Road to The Predator – Predator: Concrete Jungle Comic Review


Originally published on Set The Tape


‘The Predators are back, only this time their hunting ground isn’t the tropical jungles of South America — it’s the concrete and street jungles of New York City! It’s the hottest summer on record, and Detective Schaefer suspects that his brother’s disappearance is somehow tied to the wave of gruesome murders plaguing New York!’

Following the success of the original Predator film Dark Horse were quick to try and cash in on the popularity and created a comic that would become an unofficial sequel before Danny Glover took the spotlight in Predator 2.

Set in New York City, the story was originally set to focus on Alan ‘Dutch’ Schaefer, Schwarzeneggar’s character from the first film, who had gone on to become a cop. The lead character was altered to Detective Schaefer, Dutch’s brother.

Fighting against gangs during the worst heatwave the city has ever seen, Schaefer comes up against the deadly alien hunter, and finds himself drawn into the secrets behind his brothers disappearance years earlier.

It’s easy to see the similarities between this book and the second Predator film; the shift from the jungles of South America to a US city, focusing on a police officer, setting the story amid gang wars in a heatwave, it’s all here. Where Predator 2 had a completely new cast and almost no connection to the first film outside of some nods in dialogue, Predator: Concrete Jungle feels like a true sequel.

Detective Schaefer (we never learn his first name) has a drive and desire to find his brother, something that even takes him to the jungles of Val Verde to see the aftermath of Dutch’s fight with the Yautja hunter. It’s this desire to find out what happened to his brother that drives the main plot, that keeps bringing him into contact with the Yautja, as well as butting heads with Dutch’s old commander General Phillips (also from the first film).

The book combines the personal story with a number of action set pieces, mixing together gun fights, fist fights with the Yautja in the jungle and an all out war with an alien army in the streets of New York. Writer Mark Verheiden manages these multiple set pieces well, keeping a balance between character and story development with the expected level of action.
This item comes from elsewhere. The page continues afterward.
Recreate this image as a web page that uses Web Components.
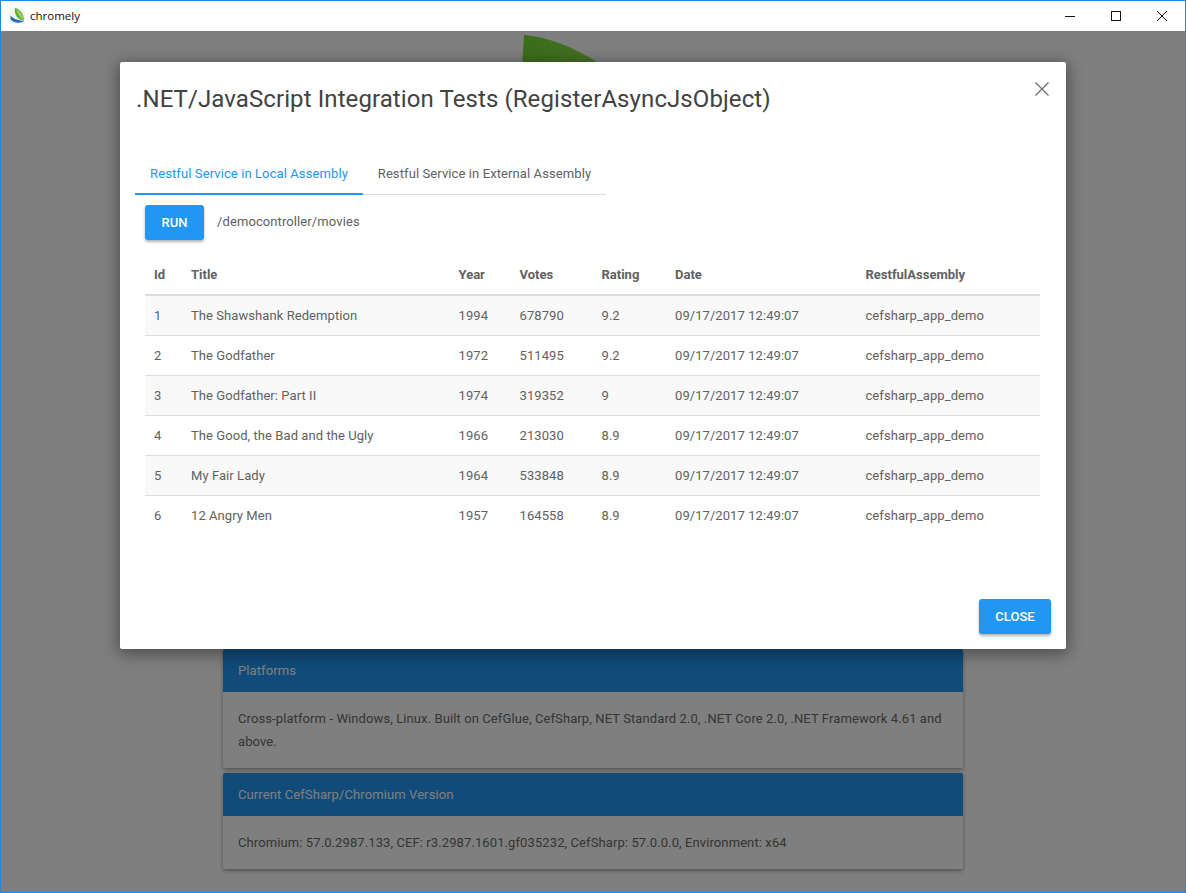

The art by Chris Warner and Ron Randall is superb throughout, capturing the grim and gritty feel of the Predator universe whilst staying bright and colourful enough not to feel too depressing or drab. Dark Horse have some great artists on their payroll, and Predator: Concrete Jungle was big book with some of its best artist working on it; and it really shows even close to 30 years later.

The only real part of the book that lets it down is the conclusion, where the Yautja army appears to be defeated by some summer rain. It’s a misstep, but one that doesn’t take too much away from the overall quality of the book.

Predator: Concrete Jungle was the first comic set within the Predator universe, and shows how to go about creating a sequel in such a way that it’s clear Predator 2 took a lot of inspiration from the book. A must read for any Predator fan, the original sequel is still a great read.